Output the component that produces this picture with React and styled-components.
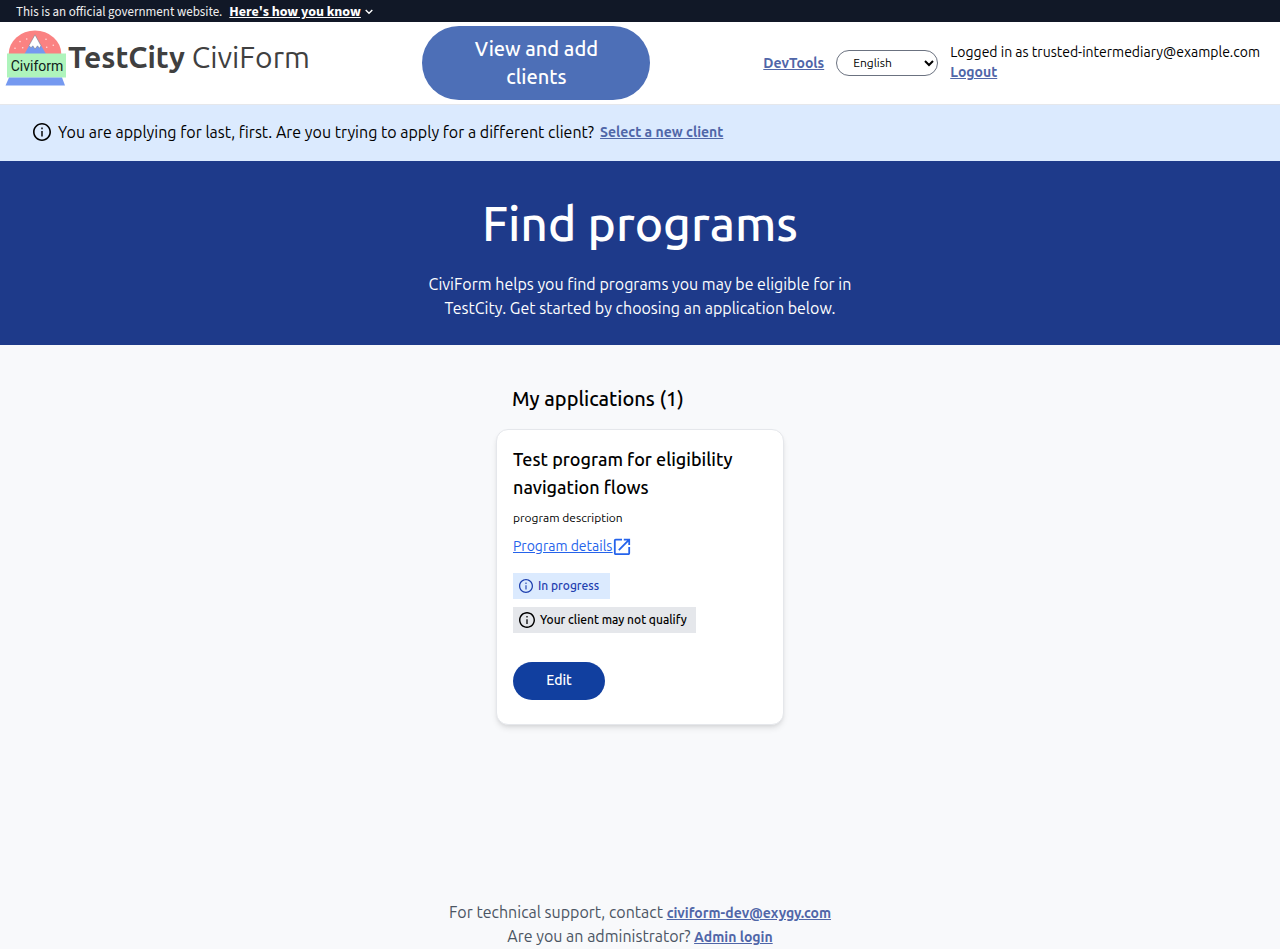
import React from "react";
import styled, { createGlobalStyle } from "styled-components";

const GlobalStyle = createGlobalStyle`
  *, *::before, *::after { box-sizing: border-box; }
  body {
    margin: 0;
    background: #f8f9fb;
    color: #000;
    font-family: Ubuntu, Lato, "Open Sans", sans-serif;
    font-size: 16px;
    line-height: 24px;
  }
  h1, h2, h3, p { margin: 0; }
`;

const Page = styled.div`
  min-height: 100vh;
  display: flex;
  flex-direction: column;
`;

const GovBanner = styled.div`
  display: flex;
  align-items: center;
  gap: 7px;
  padding: 2px 16px 0;
  background: #111827;
  color: #f0f0f0;
  font-family: "Source Sans 3", "Source Sans Pro", "Noto Sans CJK SC", sans-serif;
  font-size: 13px;
  line-height: 20px;
`;

const BannerToggle = styled.button`
  display: flex;
  align-items: center;
  gap: 4px;
  padding: 0;
  border: 0;
  background: none;
  color: #fff;
  font: inherit;
  font-size: 14px;
  font-weight: 700;
  cursor: pointer;
  span { text-decoration: underline; }
`;

const Header = styled.header`
  display: flex;
  align-items: center;
  padding: 4px 0;
  background: #fff;
  border-bottom: 1px solid #e5e7eb;
`;

const Brand = styled.a`
  flex: 0 0 33%;
  align-self: flex-start;
  display: flex;
  align-items: flex-start;
  gap: 2px;
  padding: 4px 0 0 5px;
  color: #404040;
  font-size: 30px;
  line-height: 54px;
  font-weight: 400;
  text-decoration: none;
  white-space: nowrap;
  b { font-weight: 700; }
`;

const ClientsButton = styled.button`
  width: 228px;
  padding: 9px 48px;
  border: 0;
  border-radius: 37px;
  background: #4d6fb7;
  color: #fff;
  font: inherit;
  font-size: 20px;
  line-height: 28px;
  font-weight: 500;
`;

const Account = styled.div`
  display: flex;
  align-items: center;
  gap: 12px;
  margin-left: auto;
  padding-right: 20px;
  font-size: 14px;
  line-height: 20px;
`;

const LoginStatus = styled.div`
  padding-bottom: 2px;
`;

const LanguageSelect = styled.select`
  width: 102px;
  height: 26px;
  padding: 0 0 1px 12px;
  border: 1px solid #6b7280;
  border-radius: 13px;
  background: #fff;
  color: #000;
  font: inherit;
  font-size: 12px;
`;

const TextLink = styled.a`
  color: #5066a8;
  font-size: 14px;
  line-height: 20px;
  font-weight: 700;
  text-decoration: underline;
`;

const ClientNotice = styled.div`
  display: flex;
  align-items: center;
  gap: 6px;
  padding: 15px 32px 17px;
  background: #dbeafe;
  svg { margin: 0 1px; }
`;

const Hero = styled.section`
  display: flex;
  flex-direction: column;
  align-items: center;
  gap: 18px;
  padding: 31px 16px 25px;
  background: #1e3a8a;
  color: #fff;
  text-align: center;
  h1 {
    font-size: 48px;
    line-height: 62px;
    font-weight: 500;
  }
  p { max-width: 448px; }
`;

const Programs = styled.main`
  width: 288px;
  max-width: 100%;
  margin: 40px auto 0;
  flex: 1;
`;

const SectionTitle = styled.h2`
  padding: 0 16px;
  margin-bottom: 16px;
  font-size: 20px;
  line-height: 28px;
  font-weight: 500;
`;

const Card = styled.article`
  display: flex;
  flex-direction: column;
  align-items: flex-start;
  padding: 15px 16px 24px;
  border: 1px solid #e5e7eb;
  border-radius: 12px;
  background: #fff;
  box-shadow: 0 4px 6px -1px rgba(0, 0, 0, 0.1), 0 2px 4px -2px rgba(0, 0, 0, 0.1);
  h3 {
    font-size: 18px;
    line-height: 28px;
    font-weight: 500;
  }
`;

const Description = styled.p`
  margin-top: 9px;
  font-size: 12px;
  line-height: 16px;
`;

const DetailsLink = styled.a`
  display: flex;
  align-items: center;
  gap: 1px;
  margin: 10px 0 17px;
  color: #2563eb;
  font-size: 14px;
  line-height: 20px;
  span { text-decoration: underline; }
`;

const Badge = styled.div`
  display: flex;
  align-items: center;
  gap: 5px;
  height: 26px;
  padding: 0 ${(p) => (p.$tone === "info" ? "11px" : "9px")} 0 6px;
  margin-bottom: 8px;
  background: ${(p) => (p.$tone === "info" ? "#dbeafe" : "#e5e7eb")};
  color: ${(p) => (p.$tone === "info" ? "#1e40af" : "#000")};
  font-size: 12px;
  line-height: 16px;
  font-weight: 500;
`;

const EditButton = styled.button`
  margin-top: 21px;
  height: 38px;
  width: 92px;
  padding: 0 0 2px;
  border: 0;
  border-radius: 19px;
  background: #113f9f;
  color: #fff;
  font: inherit;
  font-size: 14px;
  font-weight: 500;
`;

const Footer = styled.footer`
  padding: 32px 16px 1px;
  color: #4b5563;
  text-align: center;
`;

const InfoIcon = ({ size }) => (
  <svg width={size} height={size} viewBox="2 2 20 20" fill="currentColor" aria-hidden="true">
    <path d="M11.2 7h1.6v2h-1.6zm0 4h1.6v6h-1.6zM12 2C6.48 2 2 6.48 2 12s4.48 10 10 10 10-4.48 10-10S17.52 2 12 2zm0 18.2c-4.52 0-8.2-3.68-8.2-8.2s3.68-8.2 8.2-8.2 8.2 3.68 8.2 8.2-3.68 8.2-8.2 8.2z" />
  </svg>
);

const OpenIcon = () => (
  <svg width="18" height="18" viewBox="2 1 20 20" fill="currentColor" aria-hidden="true">
    <path d="M19 19H5V5h7V3H5c-1.11 0-2 .9-2 2v14c0 1.1.89 2 2 2h14c1.1 0 2-.9 2-2v-7h-2v7zM14 3v2h3.59l-9.83 9.83 1.41 1.41L19 6.41V10h2V3h-7z" />
  </svg>
);

const Chevron = () => (
  <svg width="8" height="6" viewBox="0 0 8 6" fill="none" stroke="currentColor" strokeWidth="1.4" aria-hidden="true">
    <path d="M.7 1 4 4.3 7.3 1" />
  </svg>
);

const stars = [[15, 11.6], [21.7, 9], [17.7, 17.7], [10, 18.3], [41, 9.3], [48.3, 15.3], [41.7, 17.3]];

const Logo = () => (
  <svg width="61" height="57" viewBox="0 0 61 57" role="img" aria-label="Civiform logo">
    <path d="M3.7 24a26.3 23.5 0 0 1 52.6 0Z" fill="#fa8282" />
    {stars.map(([x, y]) => (
      <circle key={`${x}-${y}`} cx={x} cy={y} r=".8" fill="#fdd" />
    ))}
    <path d="M19.5 24 30 5l11 19Z" fill="#7599f0" />
    <path d="M24 15.5 30 4.8l6 11-1.5 2.4-2-2.4-2.5 3.3-2.2-3.3-1.8 2Z" fill="#fff" stroke="#777" strokeWidth=".5" />
    <rect x="2" y="23.5" width="59" height="24" fill="#aef4bc" />
    <path d="M4 47.5h53L60 55.5H.5Z" fill="#7599f0" />
    <text x="32" y="41" textAnchor="middle" fontFamily="Roboto, sans-serif" fontSize="14" fill="#10201a">Civiform</text>
  </svg>
);

export default function App() {
  return (
    <Page>
      <GlobalStyle />
      <GovBanner>
        This is an official government website.
        <BannerToggle type="button">
          <span>Here's how you know</span>
          <Chevron />
        </BannerToggle>
      </GovBanner>
      <Header>
        <Brand href="#">
          <Logo />
          <span><b>TestCity</b> CiviForm</span>
        </Brand>
        <ClientsButton type="button">View and add clients</ClientsButton>
        <Account>
          <TextLink href="#">DevTools</TextLink>
          <LanguageSelect aria-label="Language" defaultValue="en">
            <option value="en">English</option>
          </LanguageSelect>
          <LoginStatus>
            <div>Logged in as trusted-intermediary@example.com</div>
            <TextLink href="#">Logout</TextLink>
          </LoginStatus>
        </Account>
      </Header>
      <ClientNotice>
        <InfoIcon size={18} />
        <span>You are applying for last, first. Are you trying to apply for a different client?</span>
        <TextLink href="#">Select a new client</TextLink>
      </ClientNotice>
      <Hero>
        <h1>Find programs</h1>
        <p>CiviForm helps you find programs you may be eligible for in TestCity. Get started by choosing an application below.</p>
      </Hero>
      <Programs>
        <SectionTitle>My applications (1)</SectionTitle>
        <Card>
          <h3>Test program for eligibility navigation flows</h3>
          <Description>program description</Description>
          <DetailsLink href="#">
            <span>Program details</span>
            <OpenIcon />
          </DetailsLink>
          <Badge $tone="info">
            <InfoIcon size={14} />
            In progress
          </Badge>
          <Badge>
            <InfoIcon size={16} />
            Your client may not qualify
          </Badge>
          <EditButton type="button">Edit</EditButton>
        </Card>
      </Programs>
      <Footer>
        <div>For technical support, contact <TextLink href="#">civiform-dev@exygy.com</TextLink></div>
        <div>Are you an administrator? <TextLink href="#">Admin login</TextLink></div>
      </Footer>
    </Page>
  );
}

--------------------------------------------------

§ **Problem statement**: Locate the lines above that hold the word "components". Show every one of them.

§ **Exercise solution**:
Output the component that produces this picture with React and styled-components.
import styled, { createGlobalStyle } from "styled-components";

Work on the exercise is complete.